La COVID-19 n'a pas frappé au hasard dans la grande région de Québec. Les ménages qui habitent des secteurs densément peuplés et défavorisés sur le plan socioéconomique ont été plus durement touchés lors des premières vagues de la pandémie, rapporte une équipe de recherche de l'Université Laval et de la Direction de la santé publique du CIUSSS de la Capitale-Nationale dans une étude publiée par la revue BMC Public Health.
L'équipe de recherche arrive à ces conclusions après avoir mis en parallèle des données de Statistique Canada récoltées lors du recensement de 2016 et des données sur l'incidence cumulative des cas de COVID-19 entre mars 2020 et novembre 2021 dans 1206 secteurs de la ville de Québec et des MRC environnantes.
Les cartes qui résultent de ces analyses montrent une hétérogénéité spatiale relativement élevée entre les quartiers de la ville de Québec de même qu'entre les secteurs de la Capitale-Nationale situés au nord du fleuve. Les secteurs les plus touchés sont situés dans les quartiers centraux de Québec.
«L'association entre les disparités socioéconomiques et l'incidence cumulative de la COVID-19 était observable dès la première vague de la pandémie, et elle s'est accentuée lors des vagues subséquentes», signale le responsable de l'étude, Slim Haddad, de la Faculté de médecine de l'Université Laval, du Centre de recherche en santé durable VITAM et de la Direction de la santé publique du CIUSSS de la Capitale-Nationale.

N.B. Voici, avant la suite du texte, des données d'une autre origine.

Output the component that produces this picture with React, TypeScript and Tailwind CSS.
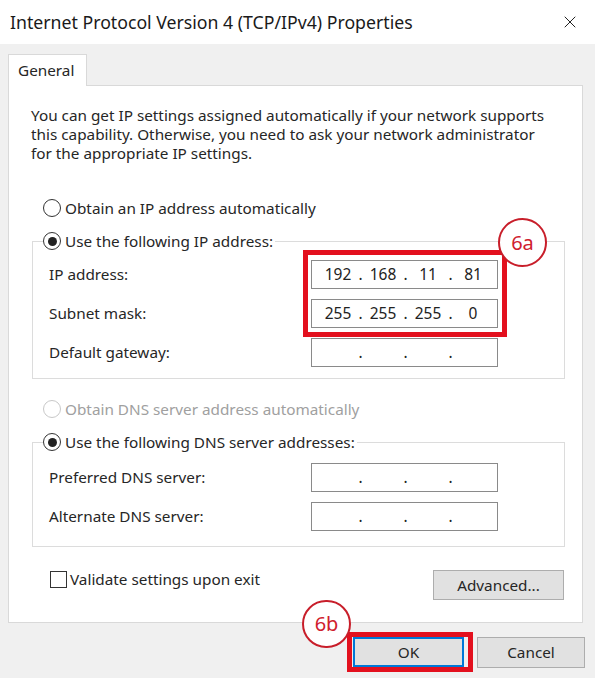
import { X } from 'lucide-react';

const segCell = 'w-[32px] text-center';
const dotCell = 'w-[13px] text-center';

function IpInput({ value }: { value?: string[] }) {
  const parts = value ?? ['', '', '', ''];
  return (
    <div className="w-[187px] h-[29px] border border-[#8a8a8a] bg-white flex items-center pl-[10px] text-[15.5px] text-[#222]">
      <span className={segCell}>{parts[0]}</span>
      <span className={dotCell}>.</span>
      <span className={segCell}>{parts[1]}</span>
      <span className={dotCell}>.</span>
      <span className={segCell}>{parts[2]}</span>
      <span className={dotCell}>.</span>
      <span className={segCell}>{parts[3]}</span>
    </div>
  );
}

function Radio({ checked, disabled }: { checked?: boolean; disabled?: boolean }) {
  return (
    <span
      className={`w-[18px] h-[18px] rounded-full border flex items-center justify-center shrink-0 bg-white ${
        disabled ? 'border-[#c8c8c8]' : 'border-[#333]'
      }`}
    >
      {checked && <span className="w-[9px] h-[9px] rounded-full bg-[#222]" />}
    </span>
  );
}

function FieldRow({ label, value }: { label: string; value?: string[] }) {
  return (
    <div className="flex items-center justify-between pl-[16px] pr-[66px]">
      <span>{label}</span>
      <IpInput value={value} />
    </div>
  );
}

export default function App() {
  return (
    <div className="w-[595px] h-[678px] bg-[#f0f0f0] relative overflow-hidden text-[#262626] font-['Noto_Sans','DejaVu_Sans',sans-serif] text-[15.3px]">
      {/* title bar */}
      <div className="h-[44px] bg-white flex items-center justify-between pl-[10px] pr-[15px]">
        <span className="text-[17.7px] text-[#1a1a1a]">
          Internet Protocol Version 4 (TCP/IPv4) Properties
        </span>
        <X size={20} strokeWidth={1.2} className="text-[#222]" />
      </div>

      <div className="pl-[8px] pt-[10px]">
        <div className="w-[79px] h-[32px] bg-white border border-b-0 border-[#d9d9d9] flex items-center pl-[9px] relative z-10 -mb-px">
          General
        </div>

        {/* tab panel */}
        <div className="w-[575px] h-[538px] bg-white border border-[#d9d9d9] pl-[22px] pr-[17px] pt-[20px]">
          <p className="leading-[19px]">
            You can get IP settings assigned automatically if your network supports
            <br />
            this capability. Otherwise, you need to ask your network administrator
            <br />
            for the appropriate IP settings.
          </p>

          <div className="flex items-center gap-[4px] ml-[12px] mt-[35px] h-[20px]">
            <Radio />
            <span>Obtain an IP address automatically</span>
          </div>

          <fieldset className="ml-[1px] mt-[13px] border border-[#dcdcdc] pb-[11px]">
            <legend className="ml-[10px] pr-[2px] bg-white">
              <span className="flex items-center gap-[4px] h-[20px]">
                <Radio checked />
                <span>Use the following IP address:</span>
              </span>
            </legend>
            <div className="flex flex-col gap-[10px] pt-[9px]">
              <FieldRow label="IP address:" value={['192', '168', '11', '81']} />
              <FieldRow label="Subnet mask:" value={['255', '255', '255', '0']} />
              <FieldRow label="Default gateway:" />
            </div>
          </fieldset>

          <div className="flex items-center gap-[4px] ml-[12px] mt-[20px] h-[20px] text-[#a0a0a0]">
            <Radio disabled />
            <span>Obtain DNS server address automatically</span>
          </div>

          <fieldset className="ml-[1px] mt-[13px] border border-[#dcdcdc] pb-[15px]">
            <legend className="ml-[10px] pr-[2px] bg-white">
              <span className="flex items-center gap-[4px] h-[20px]">
                <Radio checked />
                <span>Use the following DNS server addresses:</span>
              </span>
            </legend>
            <div className="flex flex-col gap-[10px] pt-[11px]">
              <FieldRow label="Preferred DNS server:" />
              <FieldRow label="Alternate DNS server:" />
            </div>
          </fieldset>

          <div className="flex items-start justify-between mt-[23px] pl-[19px] pr-[1px]">
            <div className="flex items-center gap-[3px] h-[18px]">
              <span className="w-[17px] h-[17px] border border-[#333] bg-white" />
              <span>Validate settings upon exit</span>
            </div>
            <button className="w-[131px] h-[30px] bg-[#e1e1e1] border border-[#adadad] text-[#262626]">
              Advanced...
            </button>
          </div>
        </div>
      </div>

      {/* dialog buttons */}
      <div className="flex justify-end gap-[13px] pr-[10px] mt-[14px]">
        <button className="w-[111px] h-[30px] bg-[#e1e1e1] border-2 border-[#0078d7] text-[#262626]">
          OK
        </button>
        <button className="w-[108px] h-[31px] bg-[#e1e1e1] border border-[#adadad] text-[#262626]">
          Cancel
        </button>
      </div>

      {/* annotations */}
      <div className="absolute left-[303px] top-[250px] w-[204px] h-[87px] border-[5px] border-[#e3101e]" />
      <div className="absolute left-[498px] top-[218px] w-[49px] h-[49px] rounded-full border-[2.5px] border-[#c81e2a] bg-white flex items-center justify-center text-[#d0202e] text-[20px]">
        6a
      </div>
      <div className="absolute left-[347px] top-[632px] w-[126px] h-[40px] border-[5px] border-[#e3101e]" />
      <div className="absolute left-[302px] top-[600px] w-[49px] h-[48px] rounded-full border-[2.5px] border-[#c81e2a] bg-white flex items-center justify-center text-[#d0202e] text-[20px]">
        6b
      </div>
    </div>
  );
}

Selon les analyses des chercheurs, les populations désavantagées sur le plan socioéconomique couraient 3,6 fois plus de risques de résider dans les secteurs où l'incidence cumulative des cas de COVID-19 était élevée. À l'inverse, les populations ayant les plus hauts revenus étaient deux fois moins à risque de résider dans des secteurs durement frappés par la pandémie.
«Plusieurs facteurs peuvent expliquer cette association, avance la première auteure de l'étude, Gabrielle Lefebvre, de la Direction de la santé publique du CIUSSS de la Capitale-Nationale. Les personnes désavantagées sur le plan socioéconomique occupent plus souvent des emplois essentiels, par exemple préposés aux bénéficiaires ou employés dans des magasins d'alimentation, qui augmentent leur risque d'exposition à la COVID-19 ou qui limitent leur capacité de se protéger de la maladie. De plus, les quartiers où se concentrent les personnes défavorisées sont plus densément peuplés et les logements comptent plus d'occupants, ce qui favorise la contagion.»
«Contrairement à ce que certains ont laissé entendre pendant la pandémie, la COVID-19 n'est pas un grand démocrate qui frappe sans égard à la situation socioéconomique des gens, commente Slim Haddad. La pandémie a plutôt amplifié les disparités sociales en santé en touchant davantage les pauvres, les immigrants, les minorités et les personnes plus vulnérables en raison de leur santé ou de leur statut social. Il faudra tenir compte de ces disparités et de ces vulnérabilités dans les interventions en santé publique si une nouvelle vague de COVID-19 ou une autre pandémie devait se produire.»
Les autres auteurs de l'étude parue dans BMC Public Health sont Mélanie Saint-Onge et André Dontigny, de la Direction de la santé publique du CIUSSS de la Capitale-Nationale, et Dominique Moncion-Groulx, étudiant au Département de géographie de l'Université Laval.